Schematic

If you compose according to a strict plan, concept, idea, formula, how much variation or elaboration about that  idea, plan, formula, or concept do you allow?  One aesthetic pole would have the piece stripped down to the essence of the formula, idea, concept, or plan, allowing nothing more than that necessary to clearly and decisively project the concept, formula, plan, or idea.  The aesthetic approach polar opposite to that would strive to hide any overt signs of the formula, plan, idea, or concept, or even frame the whole plan, formula, concept, or idea within a larger musical context.  Of course, most real compositions will settle somewhere in the mushy middle between these two poles, allowing the concept, idea, plan, or formula to be accessible, if dressed up somewhat in ornament or affect or flowing along in some normative musical continuity, after all, in the end, and no matter what the idea, concept, plan, or formula, we are just making music, aren't we?
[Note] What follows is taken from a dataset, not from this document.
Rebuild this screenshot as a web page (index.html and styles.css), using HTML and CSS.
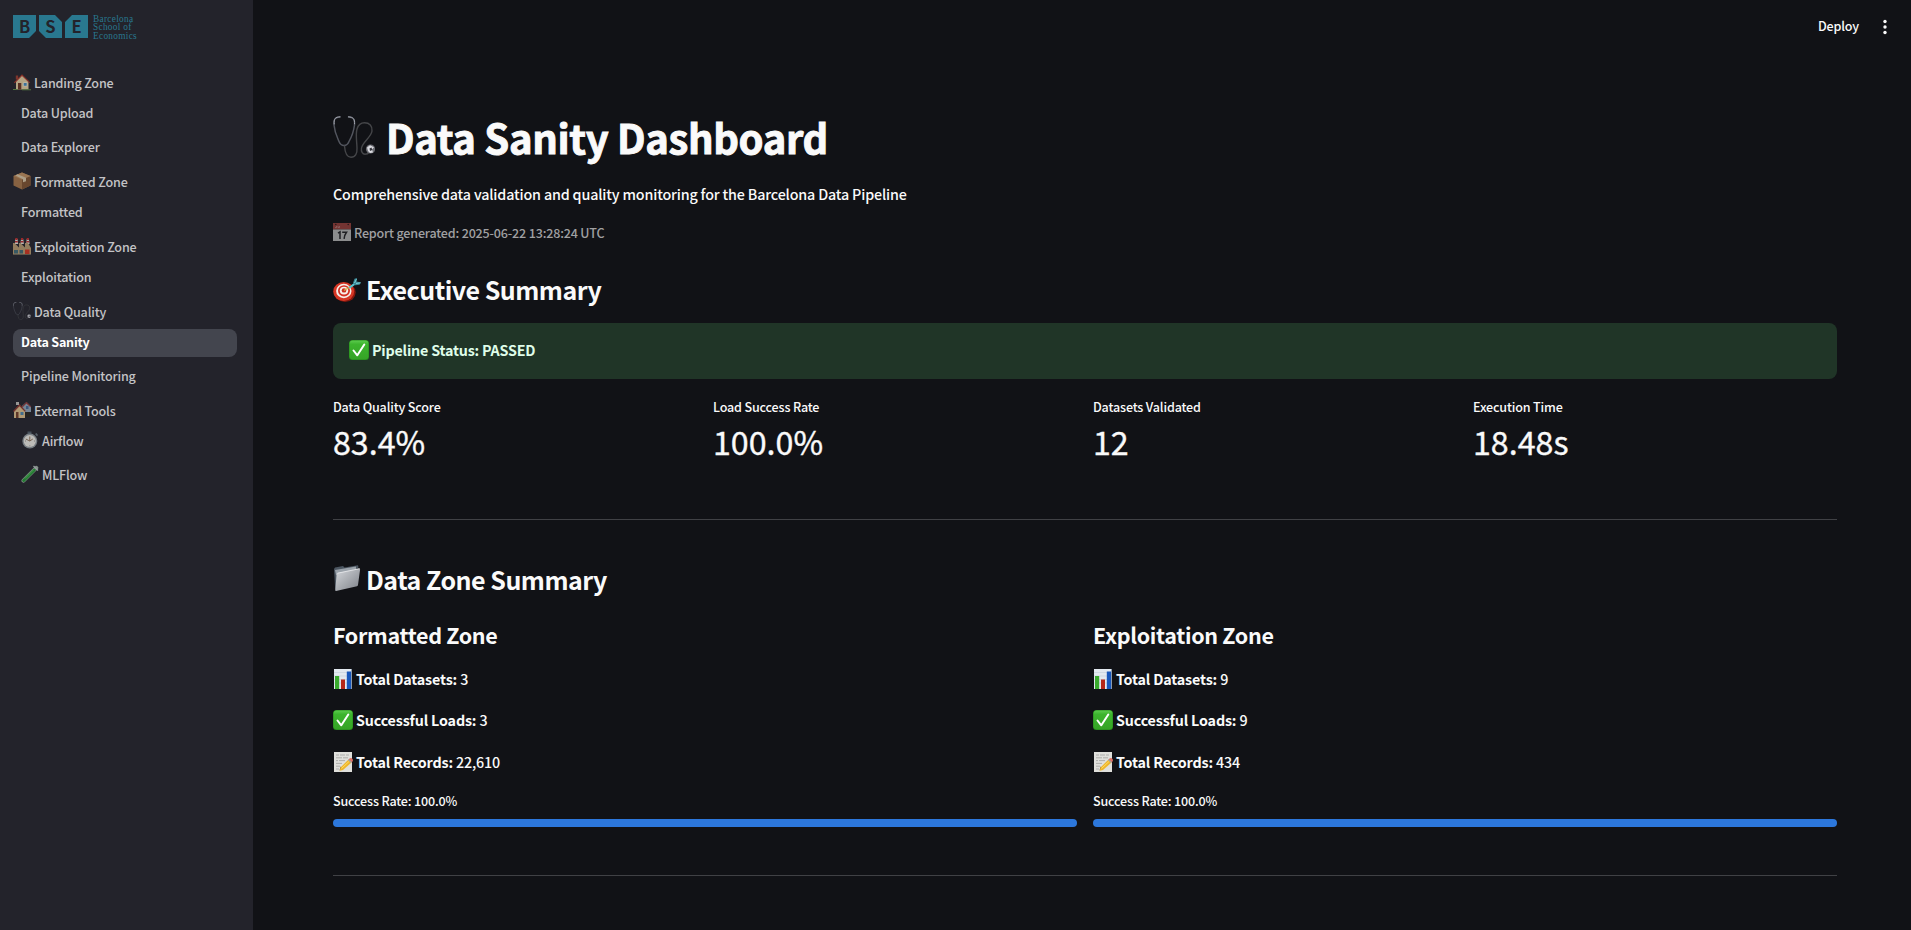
FILE: index.html
```html
<!DOCTYPE html>
<html lang="en">
<head>
<meta charset="utf-8">
<title>Data Sanity Dashboard</title>
<link rel="stylesheet" href="styles.css">
</head>
<body>
<svg class="defs" aria-hidden="true">
  <defs>
    <linearGradient id="silver" x1="0" y1="0" x2="1" y2="1"><stop offset="0" stop-color="#d5d8dc"/><stop offset="1" stop-color="#7d8188"/></linearGradient>
    <linearGradient id="green" x1="0" y1="0" x2="0" y2="1"><stop offset="0" stop-color="#5ccb4e"/><stop offset=".2" stop-color="#3db52e"/><stop offset="1" stop-color="#35a326"/></linearGradient>
  </defs>
  <symbol id="steth" viewBox="0 0 42 42">
    <g fill="none" stroke-linecap="round">
      <path d="M7 1C2 1 .5 3.500 1 9c.7 8 3.500 13 5 16.500 1 2.500 3 4 5 4s4-1.500 5-4C18 22 20.500 17 21.500 9c.5-5.500-1-8-6-8" stroke="#53565f" stroke-width="1.500"/>
      <path d="M7 .8C2 1 .7 3 1.200 8M15.500 .8c5 .2 6.400 2.500 6 7" stroke="#a0a3ac" stroke-width="1"/>
      <path d="M11.500 30c.5 7 2.500 11.200 6.500 11.200 4.500 0 6.300-3.700 6-9.200C23.700 24 22.500 18 24 13c1.200-4 4-6.200 7.500-6.200 5 0 8 3 7.500 8.200-.6 6-9.500 11-10.500 17-.6 3.500 1 6.300 3.500 6.300 2 0 3.500-1 4.500-2.300" stroke="#454649" stroke-width="1.400"/>
    </g>
    <circle cx="37.500" cy="33" r="4.600" fill="#6b6c72"/><path d="M34 31.500l3-2.300 4 2-2 2.300 1 3-3 .5-2-2z" fill="#dcdce2"/><path d="M36.500 32.500l2-1 .8 2.500-2.300 1z" fill="#33343a"/>
  </symbol>
  <symbol id="house" viewBox="0 0 18 18">
    <path d="M2.800 2.500h2.400v4H2.800z" fill="#9a3c2e"/><path d="M3 8l6-6 6.500 6v8.500H3z" fill="#e5cfa2"/><path d="M.8 9.500L9 1.200l8.300 8.300-1 .6L9 3 1.800 10.200z" fill="#a83428"/>
    <path d="M5 10h3.300v6.500H5z" fill="#6c3521"/><path d="M10.200 9.500h4v3.800h-4z" fill="#f6f5e5"/><path d="M10.700 10h3v2.800h-3z" fill="#478dbd"/><path d="M0 16h4l1 1H0zM9 16.200h9v1H9z" fill="#659249"/>
  </symbol>
  <symbol id="box" viewBox="0 0 18 18">
    <path d="M.5 4L9 .5 17.500 4v9.500L9 17.500.5 13.500z" fill="#a9784a"/><path d="M9 7.500L17.500 4v9.500L9 17.500z" fill="#815330"/><path d="M.5 4L9 .5 17.500 4 9 7.500z" fill="#c2915f"/><path d="M4.500 2.300L13 5.800v3.500l-3 1V7.200L2.500 3.500z" fill="#dbc8a6"/>
  </symbol>
  <symbol id="factory" viewBox="0 0 18 18">
    <path d="M2.300 2h2.200l.7 5H1.800zM8 2h2.200l.7 5H7.500zM13.700 2h2.200l.7 5h-3.400z" fill="#e8e4dd"/><path d="M2.300 1h2.200v2H2.300zM8 1h2.200v2H8zM13.700 1h2.200v2h-2.200zM2 4h2.800v1.400H2zM7.700 4h2.800v1.400H7.700zM13.400 4h2.800v1.400h-2.800z" fill="#c32c2b"/>
    <path d="M0 6l1.500 0L6 10.500V6h1.500L12 10.500V6h3l3 5v6.500H0z" fill="#b99b70"/><path d="M1 13h4v3.500H1zM6.500 13h3.500v3.500H6.500z" fill="#406b78"/><path d="M12 12.500h4.500v5H12z" fill="#d4351f"/><path d="M0 17h18v1H0z" fill="#716756"/>
  </symbol>
  <symbol id="houses" viewBox="0 0 18 18">
    <path d="M9 5l4.500-4L18 5.500V11H9z" fill="#91a5b7"/><path d="M9 5.500L13.500 .8 18 5.500l-.6.800-4-3.800-4 4z" fill="#943331"/><path d="M13 5h2.500v3H13z" fill="#466c9a"/>
    <path d="M1 10l5.500-5.500L12 10v7H1z" fill="#dfc28d"/><path d="M0 10l6.500-7 6.300 7-1 .7-5.300-5.500L1 11z" fill="#8d382f"/><path d="M3 1h3v3H3z" fill="#c0beb9"/><path d="M3 11h2.500v6H3z" fill="#743f28"/><path d="M7.500 11h3v3h-3z" fill="#4c88ae"/><path d="M12 11h5v5h-5z" fill="#27251e"/>
  </symbol>
  <symbol id="watch" viewBox="0 0 18 18">
    <path d="M6.500 .5h4v3h-4z" fill="#52606b"/><path d="M14 3l1.500-1L17 4l-1 1.500z" fill="#68747e"/><circle cx="8.800" cy="10" r="7.500" fill="#949da2"/><circle cx="8.800" cy="10" r="6.100" fill="#f0eee7"/><path d="M8.800 10V5.500M8.800 10l3-2M8.800 10l-4-2" stroke="#876a4f" stroke-width=".9"/><path d="M8.800 14.500v.8M4 10h.8M13 10h.8" stroke="#555" stroke-width=".7"/>
  </symbol>
  <symbol id="tube" viewBox="0 0 18 18">
    <path d="M15.300 2.800L2.500 15.700" stroke="#a4b3a9" stroke-width="4" stroke-linecap="round"/><path d="M13.300 5L2.700 15.500" stroke="#249835" stroke-width="3" stroke-linecap="round"/><path d="M12.600 4.800L4 13.500" stroke="#69d36a" stroke-width=".8"/><path d="M12.500 1l4.500 4.500" stroke="#bcc4c6" stroke-width="1.300"/>
  </symbol>
  <symbol id="cal" viewBox="0 0 18 18">
    <path d="M0 0h18v18H0z" fill="#dedfdf"/><path d="M0 0h18v6.500H0z" fill="#b54b45"/><path d="M0 6.200h18v.6H0z" fill="#8c8c8c"/><circle cx="2.800" cy="1.500" r=".8" fill="#33201f"/><circle cx="15.200" cy="1.500" r=".8" fill="#33201f"/><path d="M2 4.600h1.500V3M5 3v1.600h1.500V3" fill="none" stroke="#eeb7b2" stroke-width=".6"/>
    <path d="M5 10.200l2-1.300v7M9.200 9.300h4.300c-1.500 2-2.200 4-2.400 6.600" fill="none" stroke="#292a2d" stroke-width="1.500"/>
  </symbol>
  <symbol id="target" viewBox="0 0 28 24">
    <ellipse cx="12" cy="14.500" rx="10.700" ry="9.500" fill="#82170e"/><ellipse cx="10.700" cy="13.500" rx="10.500" ry="9.500" fill="#d63624"/><ellipse cx="10.800" cy="13" rx="7.700" ry="7.200" fill="#f7efe9"/><ellipse cx="11" cy="12.800" rx="6" ry="5.600" fill="#d43023"/><ellipse cx="11" cy="12.600" rx="4.200" ry="3.900" fill="#f9f1eb"/><ellipse cx="11" cy="12.400" rx="2.300" ry="2.200" fill="#cb2e20"/>
    <path d="M11 12.500l6-3.500" stroke="#d6b54a" stroke-width="1.400"/><path d="M15.500 9l7-5 1 1.800-6.500 4.700z" fill="#58c3cc"/><path d="M20 5l1.500-4.300L24 0l-.5 3.500 4.500 1-1.500 2.200-4.500.500z" fill="#3a8797"/><path d="M21.500 5l2-4M23 5.500l4.500-.7" stroke="#8de1e3" stroke-width=".8"/>
  </symbol>
  <symbol id="check" viewBox="0 0 20 20">
    <rect width="20" height="20" rx="3.500" fill="#278e1d"/><rect x=".6" y=".5" width="18.800" height="18.800" rx="3" fill="url(#green)"/><path d="M4.500 10.500l3.800 4.800L15.300 4.500" fill="none" stroke="#fff" stroke-width="2" stroke-linecap="round" stroke-linejoin="round"/>
  </symbol>
  <symbol id="folder" viewBox="0 0 28 27">
    <path d="M1 4l1-1.500L10 1l1.500 1.500L25 .3l.5 2L4 25.500l-1.800-1z" fill="#4b5560"/><path d="M2 5l9-1.500L23 1.600V4L3 10z" fill="#9aa2aa"/><path d="M4.500 8L26.200 3.500q1-.1.900 1L25 20q-.1 1-1 1.300L3 26q-.8.100-.7-.8L3.600 9q.1-.8.900-1z" fill="url(#silver)"/><path d="M4.500 8.200L26.500 3.700" stroke="#eceef0" stroke-width=".8"/>
  </symbol>
  <symbol id="chart" viewBox="0 0 20 20">
    <path d="M1 0h18v20H1z" fill="#e3e9f0"/><path d="M1 3.500h18M1 7h18M1 10.500h18M1 14h18" stroke="#c3ceda" stroke-width=".6"/><path d="M2 7h4.200v13H2z" fill="#39aa2d"/><path d="M8 10.500h4V20H8z" fill="#b52618"/><path d="M13.800 2.500H18V20h-4.200z" fill="#1857bc"/><path d="M18 0h1v20h-1z" fill="#8b9bae"/>
  </symbol>
  <symbol id="memo" viewBox="0 0 20 20">
    <path d="M1 0h18v20H1z" fill="#e0e0dc"/><path d="M3 3h3m1 0h5m1 0h3M3 5.800h6m1 0h5M3 8.600h2m1 0h6M3 11.400h6M3 14.200h4M3 17h3" stroke="#a1a19e" stroke-width=".8"/><path d="M6.500 18.500l1.200-4L9.500 16z" fill="#5a4630"/><path d="M7.500 15.500L15.500 7.500l3 3L10 18l-3.300.8z" fill="#eeb52b"/><path d="M8.500 16.500l8-7.500" stroke="#ffdd63" stroke-width="1"/><path d="M15.500 7.500l1.300-1.200q2-.8 3 1.200l.1 1.500-1.400 1.500z" fill="#df7568"/><path d="M15 8l3 3 .8-.8-3-3z" fill="#9da3a7"/>
  </symbol>
</svg>

<div class="app">
  <aside class="sidebar">
    <div class="logo">
      <svg class="logo-mark" viewBox="0 0 75 23" role="img" aria-label="BSE">
        <path d="M0 0h23v16l-7 7H0zM26 0h16l7 7v16H33l-7-7zM59 0h16v23H52V7z" fill="#29788f"/>
        <g class="logo-letters"><text x="11.700" y="18">B</text><text x="37.500" y="18">S</text><text x="63.500" y="18">E</text></g>
      </svg>
      <div class="logo-name"><span>Barcelona</span><span>School of</span><span>Economics</span></div>
    </div>
    <nav class="nav">
      <div class="group"><svg class="e-sm"><use href="#house"/></svg>Landing Zone</div>
      <a class="item">Data Upload</a>
      <a class="item">Data Explorer</a>
      <div class="group"><svg class="e-sm"><use href="#box"/></svg>Formatted Zone</div>
      <a class="item">Formatted</a>
      <div class="group"><svg class="e-sm"><use href="#factory"/></svg>Exploitation Zone</div>
      <a class="item">Exploitation</a>
      <div class="group"><svg class="e-sm"><use href="#steth"/></svg>Data Quality</div>
      <a class="item active">Data Sanity</a>
      <a class="item">Pipeline Monitoring</a>
      <div class="group"><svg class="e-sm"><use href="#houses"/></svg>External Tools</div>
      <a class="item"><svg class="e-sm"><use href="#watch"/></svg>Airflow</a>
      <a class="item"><svg class="e-sm"><use href="#tube"/></svg>MLFlow</a>
    </nav>
  </aside>
  <div class="page">
    <header class="toolbar">
      <span class="deploy">Deploy</span>
      <svg class="dots" viewBox="0 0 4 16"><circle cx="2" cy="2.500" r="1.700"/><circle cx="2" cy="8" r="1.700"/><circle cx="2" cy="13.500" r="1.700"/></svg>
    </header>
    <main class="content">
      <h1 class="title"><svg class="e-xl"><use href="#steth"/></svg>Data Sanity Dashboard</h1>
      <p class="lead">Comprehensive data validation and quality monitoring for the Barcelona Data Pipeline</p>
      <p class="caption"><svg class="e-cal"><use href="#cal"/></svg><span>Report generated: 2025-06-22 13:28:24 UTC</span></p>
      <h2 class="section"><svg class="e-target"><use href="#target"/></svg>Executive Summary</h2>
      <div class="alert"><svg class="e-md"><use href="#check"/></svg>Pipeline Status: PASSED</div>
      <div class="metrics">
        <div class="metric"><div class="label">Data Quality Score</div><div class="value">83.4%</div></div>
        <div class="metric"><div class="label">Load Success Rate</div><div class="value">100.0%</div></div>
        <div class="metric"><div class="label">Datasets Validated</div><div class="value">12</div></div>
        <div class="metric"><div class="label">Execution Time</div><div class="value">18.48s</div></div>
      </div>
      <hr class="rule">
      <h2 class="section zone-title"><svg class="e-folder"><use href="#folder"/></svg>Data Zone Summary</h2>
      <div class="zones">
        <section class="zone">
          <h3 class="zone-name">Formatted Zone</h3>
          <p class="stat"><svg class="e-md"><use href="#chart"/></svg><span><b>Total Datasets:</b> 3</span></p>
          <p class="stat"><svg class="e-md"><use href="#check"/></svg><span><b>Successful Loads:</b> 3</span></p>
          <p class="stat"><svg class="e-md"><use href="#memo"/></svg><span><b>Total Records:</b> 22,610</span></p>
          <div class="rate">Success Rate: 100.0%</div>
          <div class="bar"></div>
        </section>
        <section class="zone">
          <h3 class="zone-name">Exploitation Zone</h3>
          <p class="stat"><svg class="e-md"><use href="#chart"/></svg><span><b>Total Datasets:</b> 9</span></p>
          <p class="stat"><svg class="e-md"><use href="#check"/></svg><span><b>Successful Loads:</b> 9</span></p>
          <p class="stat"><svg class="e-md"><use href="#memo"/></svg><span><b>Total Records:</b> 434</span></p>
          <div class="rate">Success Rate: 100.0%</div>
          <div class="bar"></div>
        </section>
      </div>
      <hr class="rule">
    </main>
  </div>
</div>
</body>
</html>
```
FILE: styles.css
```css
* { box-sizing: border-box; margin: 0; }
body {
  background: #111216;
  color: #fafafa;
  font: 500 14.3px/24px "Noto Sans CJK SC", "Open Sans", sans-serif;
  letter-spacing: -.16px;
  height: 930px;
  overflow: hidden;
}
svg { flex: none; display: block; }
.defs { position: absolute; width: 0; height: 0; }
.app { display: flex; height: 930px; }

.sidebar { width: 253px; flex: none; background: #23232b; padding: 15px 16px 0 13px; color: #c3c3c6; font-size: 12.55px; }
.logo { display: flex; gap: 5px; height: 54px; }
.logo-mark { width: 75px; height: 23px; }
.logo-letters { font: 700 16.5px "Noto Sans CJK SC", sans-serif; letter-spacing: 0; fill: #23232b; text-anchor: middle; }
.logo-name { display: flex; flex-direction: column; font: 9.3px/8.3px "Liberation Serif", serif; color: #29788f; letter-spacing: .3px; }
.nav { display: flex; flex-direction: column; }
.group { display: flex; align-items: center; height: 31px; gap: 3px; padding-bottom: 3px; }
.item { display: flex; align-items: center; gap: 3px; height: 28px; margin-bottom: 6px; padding: 0 8px 3px; border-radius: 8px; width: 224px; }
.item.active { background: #43454e; color: #fff; font-weight: 700; letter-spacing: -.22px; }
.e-sm { width: 18px; height: 18px; opacity: .75; margin-top: -3px; }
.item .e-sm { margin-top: -1px; }

.page { flex: 1; min-width: 0; }
.toolbar { display: flex; justify-content: flex-end; align-items: center; gap: 24px; height: 54px; padding-right: 24px; font-size: 12.55px; }
.deploy { margin-top: -2px; }
.dots { width: 4px; height: 16px; fill: #fafafa; }

.content { padding: 57px 74px 0 80px; }
.title { display: flex; align-items: center; gap: 11px; height: 52px; font-size: 40px; line-height: 52px; font-weight: 700; letter-spacing: -.36px; -webkit-text-stroke: .9px #fafafa; }
.e-xl { width: 42px; height: 42px; }
.lead { margin-top: 19px; }
.caption { display: flex; align-items: center; gap: 3px; margin-top: 16px; font-size: 12.55px; line-height: 22px; letter-spacing: -.18px; color: #a0a0a2; }
.e-cal { width: 18px; height: 18px; opacity: .6; margin-top: -2px; }
.section { display: flex; align-items: center; gap: 5px; margin-top: 27px; font-size: 25px; line-height: 36px; font-weight: 700; letter-spacing: -.5px; }
.e-target { width: 28px; height: 24px; margin-top: 2px; }
.e-folder { width: 28px; height: 27px; margin-top: -1px; }
.alert { display: flex; align-items: center; gap: 3px; height: 56px; margin-top: 16px; padding: 0 16px 2px; border-radius: 8px; background: #203527; color: #dffde9; font-weight: 700; letter-spacing: -.2px; }
.e-md { width: 20px; height: 20px; }
.metrics { display: grid; grid-template-columns: repeat(4, 1fr); gap: 16px; margin-top: 18px; }
.label, .rate { font-size: 12.55px; line-height: 20px; }
.value { margin-top: 2px; font-size: 32.2px; line-height: 44px; font-weight: 400; letter-spacing: 0; -webkit-text-stroke: .35px #fafafa; }
.rule { height: 1px; border: 0; margin-top: 56px; background: #404145; }
.zone-title { margin-top: 41px; }
.zones { display: grid; grid-template-columns: 1fr 1fr; gap: 16px; margin-top: 22px; }
.zone-name { font-size: 21.5px; line-height: 32px; font-weight: 700; letter-spacing: -.32px; margin-bottom: 16px; }
.stat { display: flex; align-items: center; gap: 3px; margin-bottom: 17px; }
.stat:nth-of-type(2) { margin-bottom: 18px; }
.stat:nth-of-type(3) { margin-bottom: 16.6px; }
.rate { margin-bottom: 8px; }
.bar { height: 8px; border-radius: 4px; background: #2c77dc; }
.zones + .rule { margin-top: 48px; }
```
But then again, isn't it pessimistic to assume that making music is, as a default, defined inertially, with respect to known or involuntary habits for articulating an idea, formula, concept, or plan. Isn't there something inherently weak (half-hearted, non-commital) about the overlay of a technical scheme onto otherwise conventional musical discourse in, say, the Bartok Concerto for Orchestra or Britten's The Turn of the Screw?  I'd rather go with the clear and overt presentation of concept, idea, plan, or formula in Reich's Piano Phase or Lucier's I am sitting in a room or Cage's Rozart Mix or Monahan's Piano Mechanics, each instances of optimistic assertions of the potential for music to do much more than that which habit leads us to expect.